An important article by Treasury’s Kimmitt in the newest issue of Foreign Affairs lays out a policy approach that boils down to this: voluntary multilateral agreements that ensure the West resists protectionism while the SWFs get more transparent and don’t let politics drive their investments.
Such a reasonable approach won’t be easy in a political season.
`Hat in Hand’
In last week’s U.S. Democratic presidential debate, moderator Brian Williams of the NBC Nightly News put his question this way to Senator Hillary Clinton: “Citigroup and Merrill Lynch have both gone overseas, as some put it, hat in hand, looking for $20 billion in investment to stay afloat.” He noted the potential saviors included Saudi Prince Alwaleed bin Talal, whose money former New York Mayor Rudolph Giuliani turned down after Sept. 11. “Does this strike you as fundamentally wrong, that much foreign ownership of American flagship brands?” he asked.
In his follow-up question to John Edwards he noted that one of those bailing out U.S. banks was the Kuwaiti government, “afloat itself today, as you know, thanks to the blood, sweat and tears of American soldiers.” It was as if he were suggesting Kuwait, in return for U.S. intervention that rescued the country from Saddam Hussein in 1991, should invest somewhere other than America.
The three candidates explained that SWF growth resulted from high energy prices and Asian trade surpluses, but then dodged any helpful ideas for dealing with the results.
What they should have said was:
— Our economic problems will multiply without foreign investment and our continued openness toward it. International purchases of Treasuries not only help finance our national debt, but foreign-owned businesses employ some 5 percent of the U.S. workforce and account for almost 6 percent of output, 20 percent of U.S. exports, and 10 percent of all U.S. investment in plant and equipment. Beyond that, overseas companies pay wages 30 percent higher on average than their U.S. counterparts.
— SWFs are another sign of the dramatic structural shift sweeping the global economy that we can shape but not reverse. The U.S. share of world output will continue to decline, as will its portion of annual global growth. And that’s for the best as billions of people embrace capitalism and global markets. If we can keep attracting foreign capital and access global markets, we’ll continue to lead.
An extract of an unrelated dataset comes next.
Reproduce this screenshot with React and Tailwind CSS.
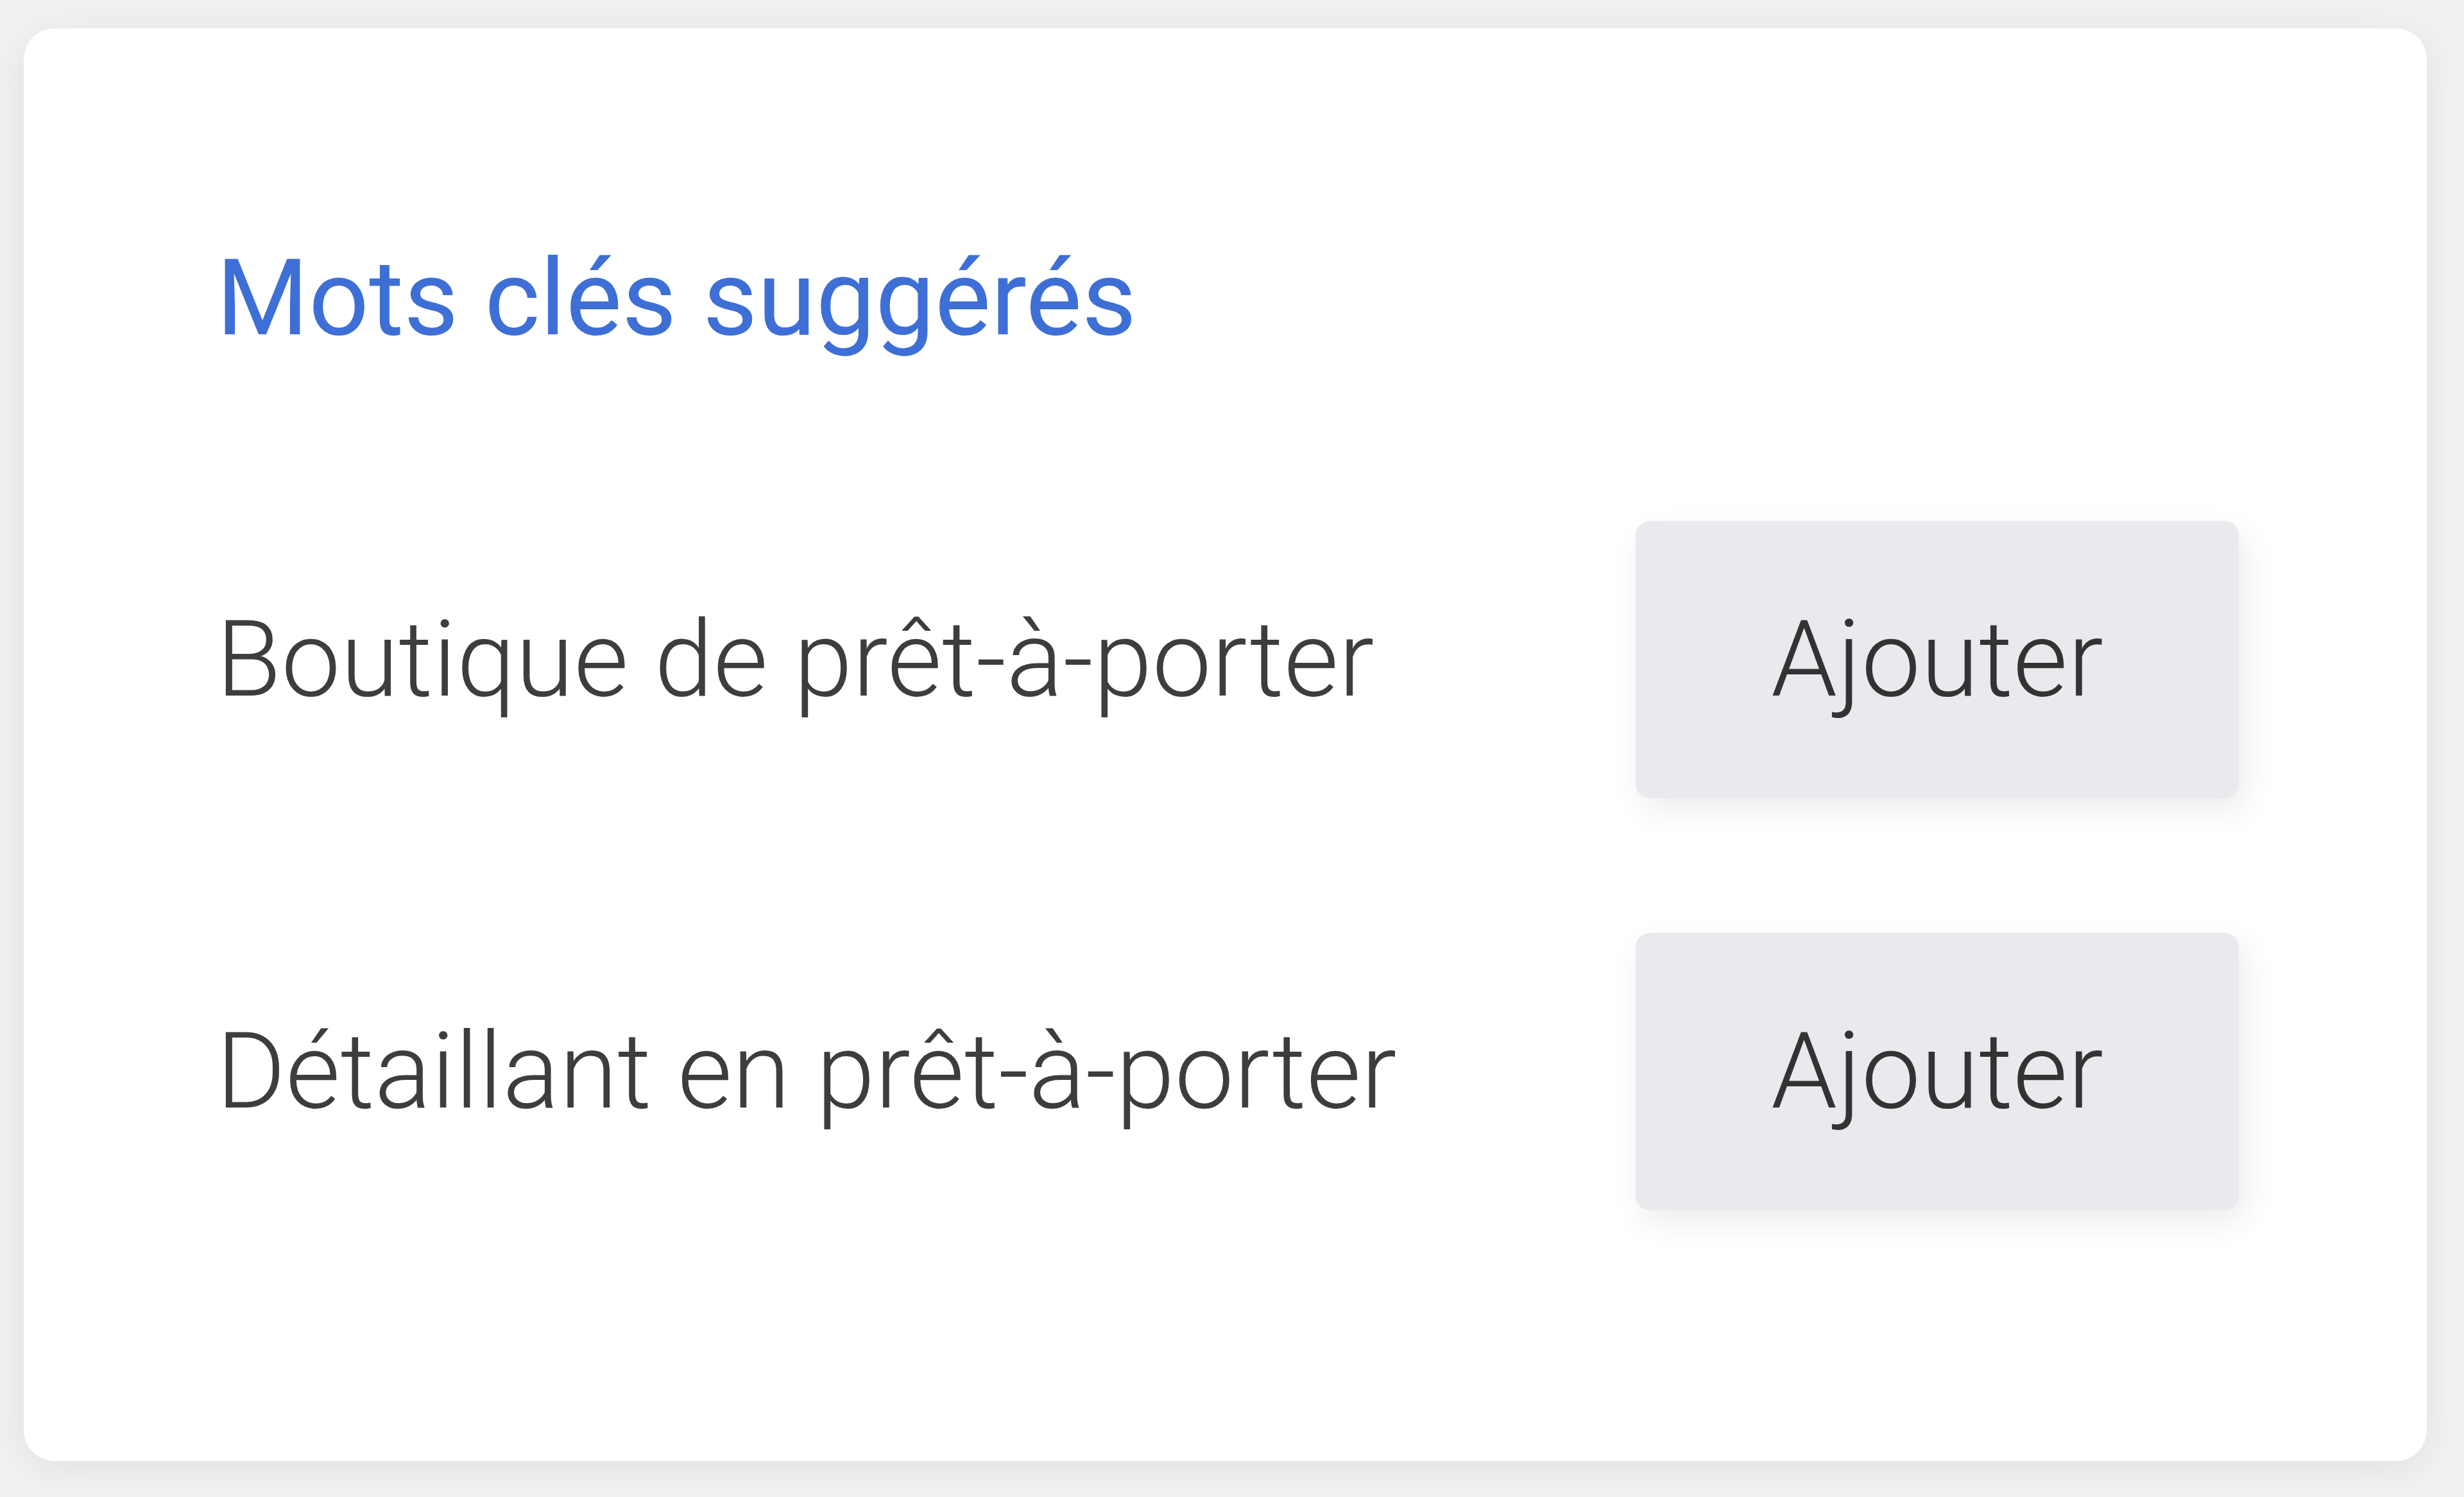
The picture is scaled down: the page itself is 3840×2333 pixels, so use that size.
// App.jsx
const rows = ["Boutique de prêt-à-porter", "Détaillant en prêt-à-porter"];

export default function App() {
  return (
    <div className="w-full h-[2333px] bg-[#f1f1f1] pt-[44px] pl-[37px] font-['Roboto',sans-serif]">
      <div className="w-[3745px] h-[2233px] bg-white rounded-[48px] shadow-[0_10px_60px_rgba(0,0,0,0.07)] pl-[300px] pr-[293px] pt-[322px] flex flex-col">
        <h2 className="text-[165px] leading-[1.2] font-normal text-[#3d6fd6]">
          Mots clés suggérés
        </h2>

        <div className="mt-[248px] flex flex-col gap-[210px]">
          {rows.map((label) => (
            <div key={label} className="h-[432px] flex items-center justify-between">
              <span className="text-[165px] leading-[1.2] font-light text-[#3d3d3d]">
                {label}
              </span>
              <button className="w-[940px] h-[432px] rounded-[22px] bg-[#e9eaed] shadow-[10px_18px_50px_rgba(0,0,0,0.08)] text-[165px] leading-[1.2] font-light text-[#333]">
                Ajouter
              </button>
            </div>
          ))}
        </div>
      </div>
    </div>
  );
}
— We still must press for global policy responses to avoid abuse. Unilateral action won’t work, whether by us or our European friends. We should push for voluntary multilateral agreements that already are in the works.
For countries receiving foreign government-controlled investment, the Organization for Economic Cooperation and Development is working to codify best practices that would keep the West’s investment regimes open while treating all investors equally.
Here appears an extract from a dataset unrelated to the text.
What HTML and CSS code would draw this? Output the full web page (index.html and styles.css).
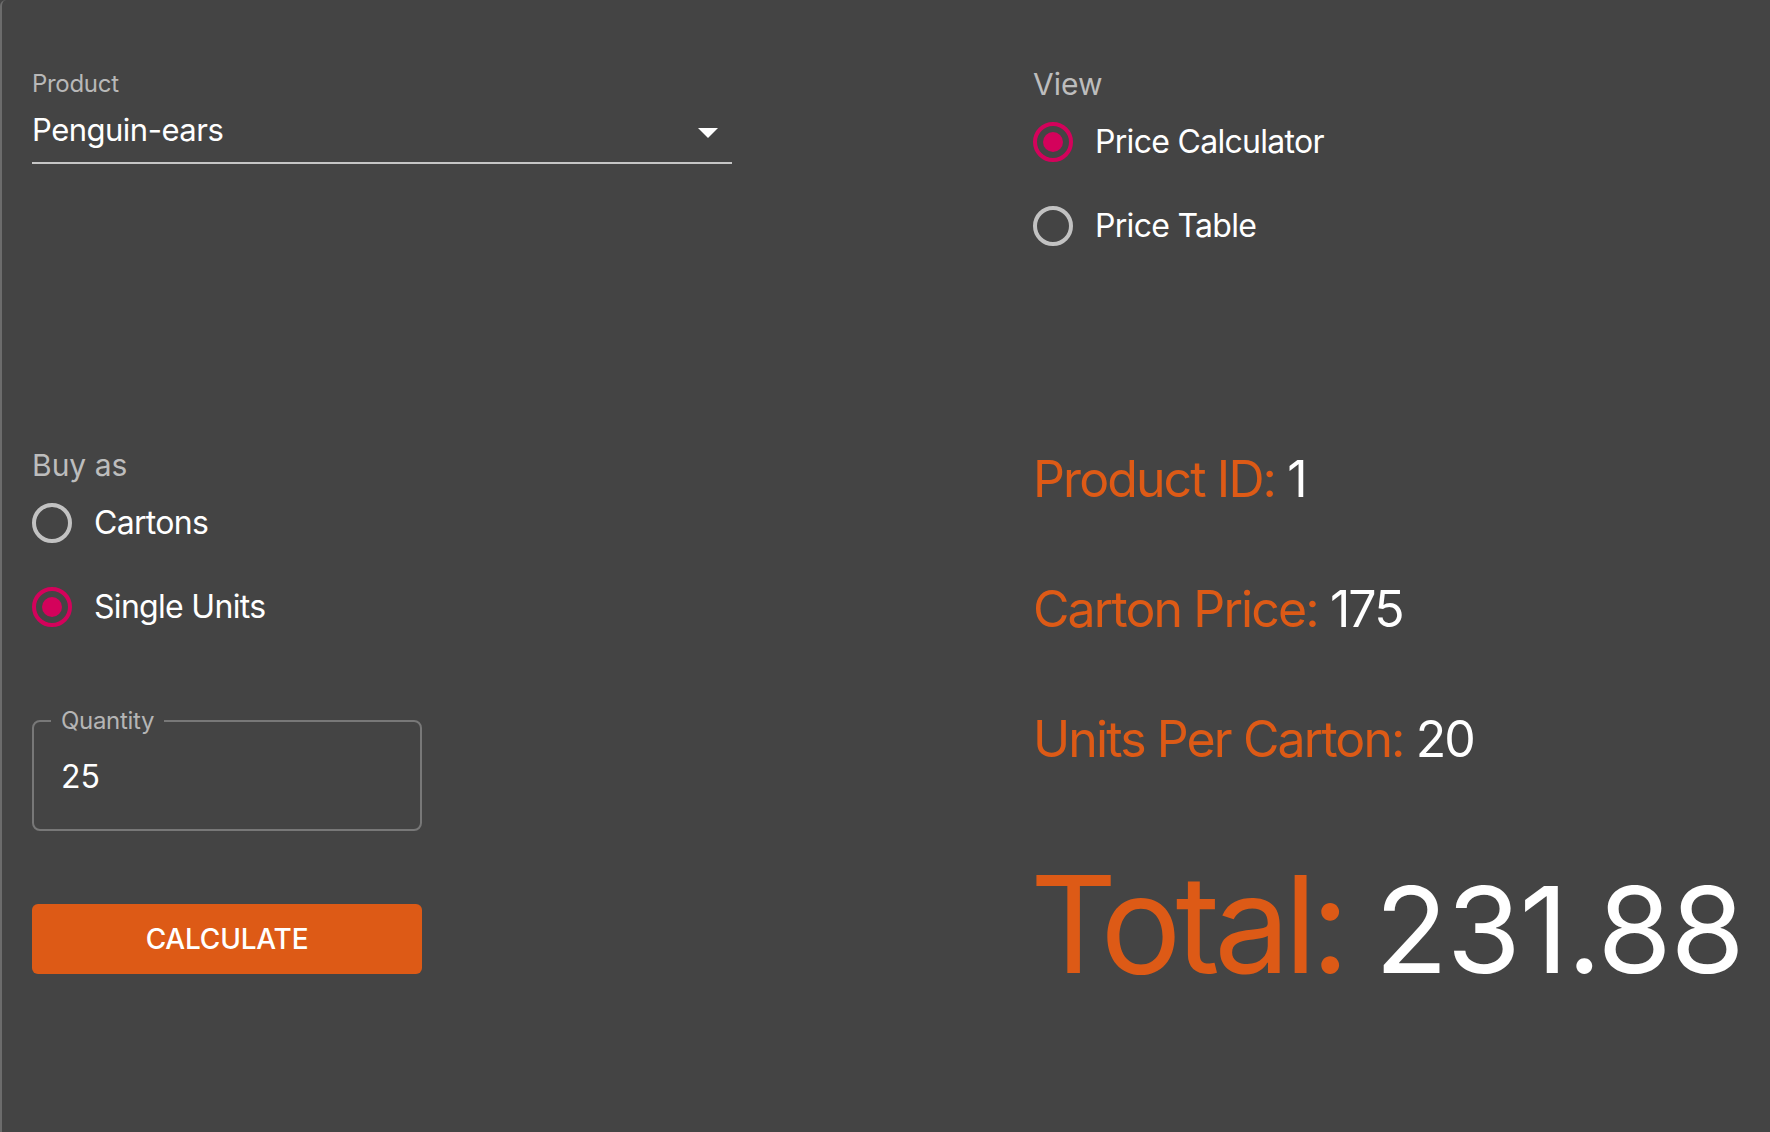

The International Monetary Fund, with help from the World Bank, is drafting a best practices regimen for SWFs that would increase transparency, accountability and public disclosure. “Even long-standing SWFs are aware that the increase in the number and size of these funds has, rightly or wrongly, raised reputational issues for them,” Kimmitt says.
It’s a simple deal, really: The West resists protectionist temptations and the new SWFs resist political ones. Executing it will be the hard part, and U.S. presidential politics probably won’t help.